■ **Data for the task**:
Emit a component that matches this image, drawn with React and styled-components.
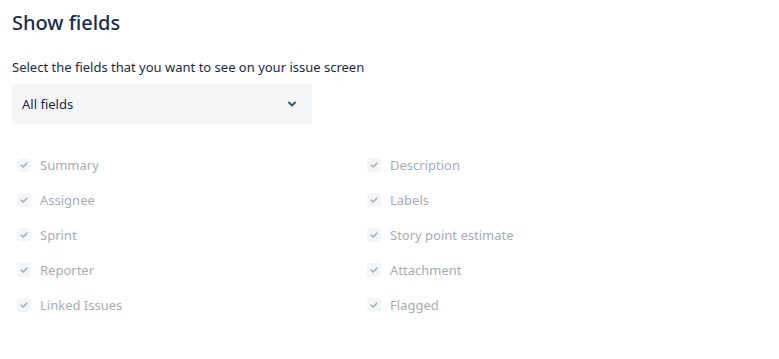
import React from 'react';
import styled, { createGlobalStyle } from 'styled-components';

const GlobalStyle = createGlobalStyle`
  body {
    margin: 0;
    background: #fff;
    font-family: "Noto Sans", "Liberation Sans", sans-serif;
    color: #172b4d;
  }
`;

const Page = styled.div`
  padding: 9px 12px;
`;

const Title = styled.h2`
  margin: 0;
  font-size: 20px;
  font-weight: 500;
  line-height: 28px;
  color: #172b4d;
`;

const Hint = styled.p`
  margin: 21px 0 0;
  font-size: 13px;
  line-height: 18px;
  color: #172b4d;
`;

const Select = styled.div`
  margin-top: 8px;
  width: 300px;
  height: 40px;
  box-sizing: border-box;
  padding: 0 14px 0 10px;
  background: #f4f5f7;
  border-radius: 3px;
  display: flex;
  align-items: center;
  justify-content: space-between;
  font-size: 13px;
  color: #172b4d;
`;

const FieldGrid = styled.div`
  margin-top: 23px;
  display: grid;
  grid-template-columns: 350px 350px;
  grid-auto-rows: 35px;
`;

const Field = styled.label`
  display: flex;
  align-items: center;
  padding-left: 5px;
  font-size: 13px;
  color: #a5adba;
`;

const Box = styled.span`
  width: 14px;
  height: 14px;
  border-radius: 3px;
  background: #f4f5f7;
  display: flex;
  align-items: center;
  justify-content: center;
  margin-right: 9px;
`;

const Check = () => (
  <svg width="10" height="10" viewBox="0 0 10 10">
    <path d="M2.2 5.2 L4.2 7 L7.8 3.2" fill="none" stroke="#a5adba" strokeWidth="1.6" strokeLinecap="round" strokeLinejoin="round" />
  </svg>
);

const Chevron = () => (
  <svg width="12" height="12" viewBox="0 0 12 12">
    <path d="M3 4.5 L6 7.5 L9 4.5" fill="none" stroke="#42526e" strokeWidth="2" strokeLinecap="round" strokeLinejoin="round" />
  </svg>
);

const fields = [
  'Summary', 'Description',
  'Assignee', 'Labels',
  'Sprint', 'Story point estimate',
  'Reporter', 'Attachment',
  'Linked Issues', 'Flagged',
];

export default function App() {
  return (
    <Page>
      <GlobalStyle />
      <Title>Show fields</Title>
      <Hint>Select the fields that you want to see on your issue screen</Hint>
      <Select>
        <span>All fields</span>
        <Chevron />
      </Select>
      <FieldGrid>
        {fields.map(f => (
          <Field key={f}>
            <Box><Check /></Box>
            {f}
          </Field>
        ))}
      </FieldGrid>
    </Page>
  );
}
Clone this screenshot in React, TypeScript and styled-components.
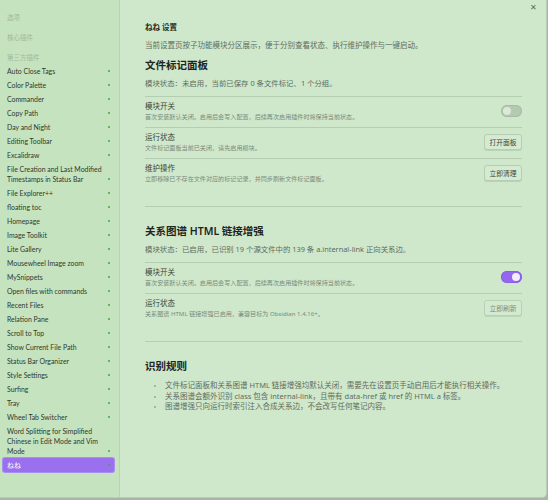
import React from "react";
import styled, { createGlobalStyle } from "styled-components";

const GlobalStyle = createGlobalStyle`
  html, body {
    margin: 0;
    padding: 0;
    background: #a9b3a7;
  }
  body {
    font-family: "Noto Sans", "Noto Sans CJK SC", sans-serif;
    -webkit-font-smoothing: antialiased;
  }
`;

const Stage = styled.div`
  width: 548px;
  height: 500px;
  overflow: hidden;
`;

const Modal = styled.div`
  position: relative;
  display: flex;
  width: 546px;
  height: 497px;
  background: #cfe8cb;
  border-right: 1px solid #bccbb9;
  border-bottom: 1px solid #bccbb9;
  border-bottom-right-radius: 5px;
  overflow: hidden;
`;

const Sidebar = styled.nav`
  width: 120px;
  flex-shrink: 0;
  background: #c6e3bf;
  border-right: 1px solid #b8d5b2;
  padding: 12px 0 0;
  box-sizing: border-box;
  font-family: Lato, "Noto Sans CJK SC", sans-serif;
`;

const GroupTitle = styled.div<{ $last?: boolean }>`
  font-family: "Noto Sans CJK SC", sans-serif;
  font-size: 6.5px;
  line-height: 10px;
  color: #9fb79b;
  padding: 0 7px;
  margin-bottom: ${({ $last }) => ($last ? "2px" : "10px")};
`;

const NavItem = styled.div<{ $active?: boolean }>`
  display: flex;
  align-items: flex-end;
  justify-content: space-between;
  margin: 0 5px 0 3px;
  padding: 2px 4px 2px 4px;
  border-radius: 2px;
  font-size: 6.9px;
  line-height: 10px;
  color: ${({ $active }) => ($active ? "#ffffff" : "#2d3a2c")};
  background: ${({ $active }) => ($active ? "#9b70ef" : "transparent")};
  box-shadow: ${({ $active }) => ($active ? "0 0 0 1px #a98ff2" : "none")};
`;

const NavLabel = styled.span`
  flex: 1;
`;

const Dot = styled.span`
  width: 2px;
  height: 2px;
  border-radius: 50%;
  background: #3aa846;
  margin: 0 0 4px 3px;
  flex-shrink: 0;
`;

const Content = styled.main`
  flex: 1;
  padding: 22px 24px 0 25px;
  color: #262b25;
`;

const CloseButton = styled.div`
  position: absolute;
  top: 2px;
  right: 9px;
  font-size: 8px;
  line-height: 10px;
  color: #5c6a5a;
`;

const PageTitle = styled.div`
  font-size: 7.5px;
  line-height: 10px;
  font-weight: 700;
`;

const Lead = styled.div`
  font-size: 7.5px;
  line-height: 10px;
  color: #5f6c5d;
  margin-top: 8px;
`;

const Section = styled.section<{ $divided?: boolean }>`
  padding-bottom: ${({ $divided }) => ($divided ? "17px" : "0")};
  border-bottom: ${({ $divided }) => ($divided ? "1px solid #b5cdb1" : "none")};
  margin-bottom: 17px;
`;

const Heading = styled.h2<{ $first?: boolean }>`
  margin: ${({ $first }) => ($first ? "8px" : "0")} 0 0;
  font-size: 10.5px;
  line-height: 14px;
  font-weight: 600;
  color: #1f241e;
`;

const Status = styled.div`
  font-size: 7.4px;
  line-height: 10px;
  color: #5f6c5d;
  margin: 6px 0 8px;
`;

const SettingRow = styled.div`
  display: flex;
  align-items: center;
  justify-content: space-between;
  border-top: 1px solid #b5cdb1;
  padding: 4px 0 6px;
`;

const SettingInfo = styled.div`
  display: flex;
  flex-direction: column;
  gap: 2px;
`;

const SettingName = styled.div`
  font-size: 7.5px;
  line-height: 10px;
  color: #3a4538;
`;

const SettingDesc = styled.div`
  font-size: 6.1px;
  line-height: 8px;
  color: #7b8a79;
`;

const Toggle = styled.div<{ $on?: boolean }>`
  width: 21px;
  height: 12px;
  border-radius: 6px;
  box-sizing: border-box;
  padding: 2px;
  display: flex;
  justify-content: ${({ $on }) => ($on ? "flex-end" : "flex-start")};
  background: ${({ $on }) => ($on ? "#9367ee" : "#b5c8b1")};
  box-shadow: inset 0 0 0 1px ${({ $on }) => ($on ? "#8a5fe8" : "#a9bda5")};
  &::after {
    content: "";
    width: 8px;
    height: 8px;
    border-radius: 50%;
    background: ${({ $on }) => ($on ? "#f3eefd" : "#dbe9d8")};
  }
`;

const ActionButton = styled.button<{ $muted?: boolean }>`
  width: 38px;
  height: 16px;
  padding: 0;
  border: 1px solid #b7ccb3;
  border-radius: 3px;
  background: #d5ebd1;
  box-shadow: 0 1px 0 rgba(120, 150, 115, 0.25);
  font-family: inherit;
  font-size: 6.8px;
  color: ${({ $muted }) => ($muted ? "#6f7d6d" : "#3d473b")};
  opacity: ${({ $muted }) => ($muted ? 0.85 : 1)};
`;

const RuleList = styled.ul`
  margin: 7px 0 0;
  padding: 0 0 0 20px;
  list-style: disc;
`;

const RuleItem = styled.li`
  font-size: 7.5px;
  line-height: 10.5px;
  color: #5f6c5d;
  &::marker {
    color: #97a595;
    font-size: 6px;
  }
`;

const plugins = [
  "Auto Close Tags",
  "Color Palette",
  "Commander",
  "Copy Path",
  "Day and Night",
  "Editing Toolbar",
  "Excalidraw",
  "File Creation and Last Modified Timestamps in Status Bar",
  "File Explorer++",
  "floating toc",
  "Homepage",
  "Image Toolkit",
  "Lite Gallery",
  "Mousewheel Image zoom",
  "MySnippets",
  "Open files with commands",
  "Recent Files",
  "Relation Pane",
  "Scroll to Top",
  "Show Current File Path",
  "Status Bar Organizer",
  "Style Settings",
  "Surfing",
  "Tray",
  "Wheel Tab Switcher",
  "Word Splitting for Simplified Chinese in Edit Mode and Vim Mode",
];

const toggleDesc = "首次安装默认关闭。启用后会写入配置，后续再次启用插件时将保持当前状态。";

const App: React.FC = () => {
  return (
    <Stage>
      <GlobalStyle />
      <Modal>
        <Sidebar>
          <GroupTitle>选项</GroupTitle>
          <GroupTitle>核心插件</GroupTitle>
          <GroupTitle $last>第三方插件</GroupTitle>
          {plugins.map((name) => (
            <NavItem key={name}>
              <NavLabel>{name}</NavLabel>
              <Dot />
            </NavItem>
          ))}
          <NavItem $active>
            <NavLabel>ねね</NavLabel>
            <Dot />
          </NavItem>
        </Sidebar>

        <Content>
          <CloseButton>✕</CloseButton>
          <PageTitle>ねね 设置</PageTitle>
          <Lead>当前设置页按子功能模块分区展示，便于分别查看状态、执行维护操作与一键启动。</Lead>

          <Section $divided>
            <Heading $first>文件标记面板</Heading>
            <Status>模块状态：未启用，当前已保存 0 条文件标记、1 个分组。</Status>
            <SettingRow>
              <SettingInfo>
                <SettingName>模块开关</SettingName>
                <SettingDesc>{toggleDesc}</SettingDesc>
              </SettingInfo>
              <Toggle />
            </SettingRow>
            <SettingRow>
              <SettingInfo>
                <SettingName>运行状态</SettingName>
                <SettingDesc>文件标记面板当前已关闭，请先启用模块。</SettingDesc>
              </SettingInfo>
              <ActionButton>打开面板</ActionButton>
            </SettingRow>
            <SettingRow>
              <SettingInfo>
                <SettingName>维护操作</SettingName>
                <SettingDesc>立即移除已不存在文件对应的标记记录，并同步刷新文件标记面板。</SettingDesc>
              </SettingInfo>
              <ActionButton>立即清理</ActionButton>
            </SettingRow>
          </Section>

          <Section $divided>
            <Heading>关系图谱 HTML 链接增强</Heading>
            <Status>模块状态：已启用，已识别 19 个源文件中的 139 条 a.internal-link 正向关系边。</Status>
            <SettingRow>
              <SettingInfo>
                <SettingName>模块开关</SettingName>
                <SettingDesc>{toggleDesc}</SettingDesc>
              </SettingInfo>
              <Toggle $on />
            </SettingRow>
            <SettingRow>
              <SettingInfo>
                <SettingName>运行状态</SettingName>
                <SettingDesc>关系图谱 HTML 链接增强已启用，兼容目标为 Obsidian 1.4.16+。</SettingDesc>
              </SettingInfo>
              <ActionButton $muted>立即刷新</ActionButton>
            </SettingRow>
          </Section>

          <Section>
            <Heading>识别规则</Heading>
            <RuleList>
              <RuleItem>文件标记面板和关系图谱 HTML 链接增强均默认关闭，需要先在设置页手动启用后才能执行相关操作。</RuleItem>
              <RuleItem>关系图谱会额外识别 class 包含 internal-link，且带有 data-href 或 href 的 HTML a 标签。</RuleItem>
              <RuleItem>图谱增强只向运行时索引注入合成关系边，不会改写任何笔记内容。</RuleItem>
            </RuleList>
          </Section>
        </Content>
      </Modal>
    </Stage>
  );
};

export default App;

■ **Aim of the exercise**: Which lines in the data above contain "that"? Show each one.

■ **Response**:
Emit a component that matches this image, drawn with React and styled-components.
      <Hint>Select the fields that you want to see on your issue screen</Hint>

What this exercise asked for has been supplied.